I’ve tried your suggestion. It does not work reliably and there are memory access artifacts.
First the code:
input thread:
cudaStream_t m_stream;
cudaEvent_t m_streamEvent;
cudaStreamCreateWithFlags(&m_stream, cudaStreamNonBlocking);
cudaEventCreate(&m_streamEvent);
int bytesPerPixel = 2;
int bytes = width * height * bytesPerPixel;
while(!stop)
{
// Read from file to m_imageData
// Next buufer is pinned memory allocated with af::pinned
nextBuffer = getWriteBuffer();
cudaMemcpyAsync(nextBuffer, m_imageData.data() + m_imageOffset, bytes, cudaMemcpyHostToDevice, m_stream);
cudaEventRecord(m_streamEvent, m_stream);
cudaStreamWaitEvent(m_stream, m_streamEvent, 0);
m_imageOffset = (m_imageOffset + bytes) % m_imageData.size();
}
Processor thread:
tile x frames (batch) from ring buffer and push the result to a queue
Output thread:
cudaStream_t m_stream;
cudaEvent_t m_streamEvent;
cudaStreamCreateWithFlags(&m_stream, cudaStreamNonBlocking);
cudaEventCreate(&m_streamEvent);
int rgbaBufferSize = width * 4;
auto m_rgbaPinnedBuffer = af::pinned<quint8>(rgbaBufferSize);
while(!stop)
{
rgba = m_queue.dequeue();
rgbaAfBuffer = rgba.device<quint8>();
cudaMemcpyAsync(m_rgbaPinnedBuffer, rgbaAfBuffer, rgbaBufferSize, cudaMemcpyDeviceToHost, m_stream);
cudaEventRecord(m_streamEvent, m_stream);
cudaStreamWaitEvent(m_stream, m_streamEvent, 0);
rgba.unlock();
// Do something with m_rgbaPinnedBuffer
}
When launched with NVidia's profiler, I can see the AF stream, I can see the output thread stream with memcpy outs. I cannot see the input thread stream with memcpy in. I don't know why, although the stream and event creation are reported successful.

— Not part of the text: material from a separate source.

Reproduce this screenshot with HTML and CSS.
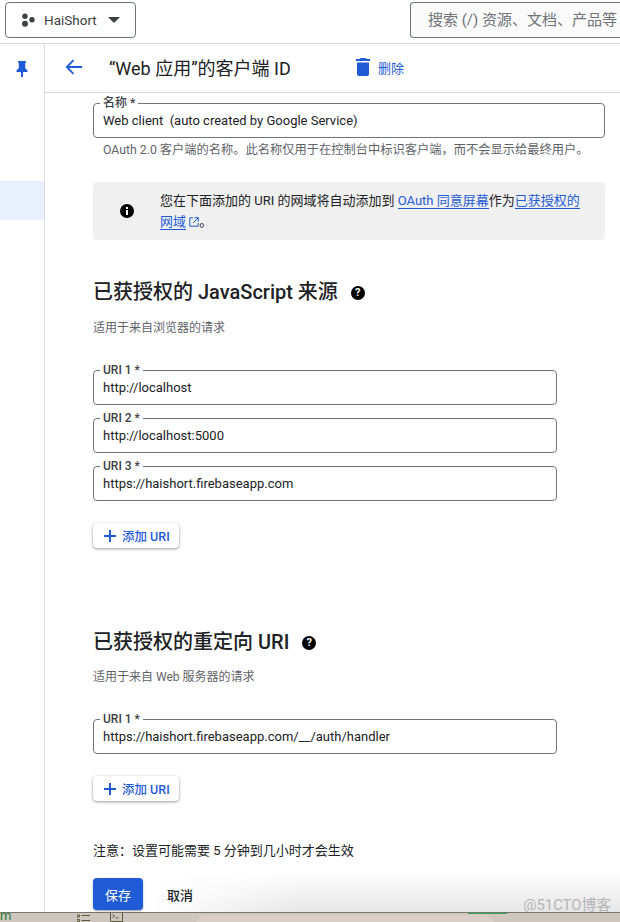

When using af::host, there's is no memory access issue, and I can see the cudaMemcpyAsync happening in the default stream. The ouput RGBA looks like this

When using cudaMemcpyAsync I can see the cudaMemcpyAsync in the stream timeline but sometimes memory is repeated. It happens more when I increase the batch size or move other application windows fast stealing GPU time. See the output RGBA

Have you bumped into this kind of issue?